Extracting text and tabular data from scanned invoices involves OCR (Optical Character Recognition) and post-processing to structure the data. Here's a breakdown of the process and considerations for your project:
Steps to Extract Text and Tabular Data
OCR for Text Extraction:
Use tools like Tesseract, Google Vision API, or AWS Textract to
convert scanned invoices into machine-readable text.
These tools often provide bounding box coordinates, useful for
extracting structured data like tables.
Preprocessing:
- Image enhancement: Improve OCR accuracy by preprocessing images (e.g., noise removal, resizing, binarization).
- Invoice segmentation: Separate text into sections like headers, tables, and footers.
Tabular Data Extraction:
- Use OCR tools that support table recognition, such as AWS Textract or Adobe Document Cloud.
- Alternatively, apply grid-detection techniques (e.g., Hough Line Transform or contour detection with OpenCV) to locate tables and extract rows/columns.
Data Parsing:
- Post-process OCR output to match the required structure.
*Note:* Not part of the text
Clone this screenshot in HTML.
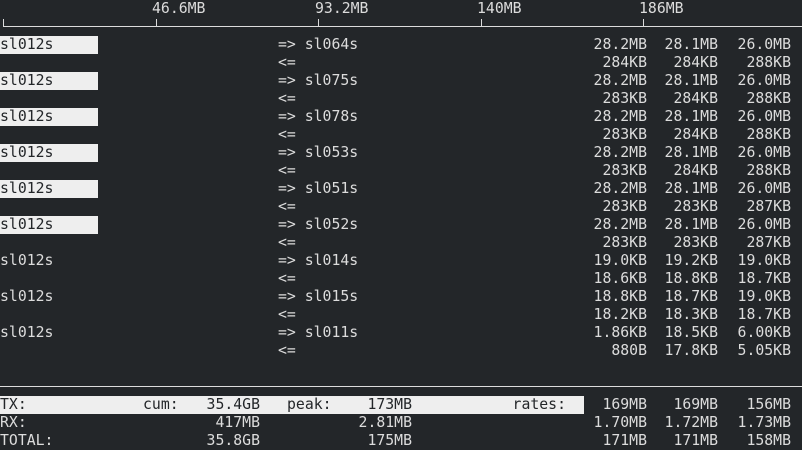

- Use regular expressions, NLP libraries, or custom logic to extract fields and map data correctly.
Export to Excel:
- Use libraries like Pandas or OpenPyXL in Python to structure and export data to Excel.
Model Considerations
Whether to use one model or multiple depends on the similarity across invoice types:
Single Model:
If invoice types share similar layouts or contain common key-value pairs and table structures, you can train a single model using tools like LayoutLMv3 or fine-tuned transformers designed for document processing.
Use labeled datasets to train the model to recognize different sections and adapt to slight variations.
Multiple Models:
If invoice formats vary significantly (e.g., different languages, table placements, or no standard layout), it may be practical to create multiple models or rule-based pipelines tailored to specific invoice types.
Recommended Approach
Start with a Single Model:
- Use a pre-trained document processing model like LayoutLM or Donut (OCR-free).
- Fine-tune the model with a diverse dataset containing samples of all 25 invoice types.
Add Custom Pipelines:
- Supplement with custom logic for outliers or invoice types that deviate significantly from the norm.
- Use key-value pair extraction for text-heavy invoices and table detection algorithms for data-heavy invoices.
Iterate:
- Evaluate model performance across all invoice types.
- Adjust or split into smaller pipelines/models only if the single model fails to generalize.
Tools to Consider
- OCR: Tesseract, Google Vision, AWS Textract, Adobe Document Cloud
- Table Extraction: Camelot, Tabula, PyPDF2, OpenCV
- Document AI: LayoutLMv3, Donut, Google Document AI
- Excel Integration: Pandas, OpenPyXL, XlsxWriter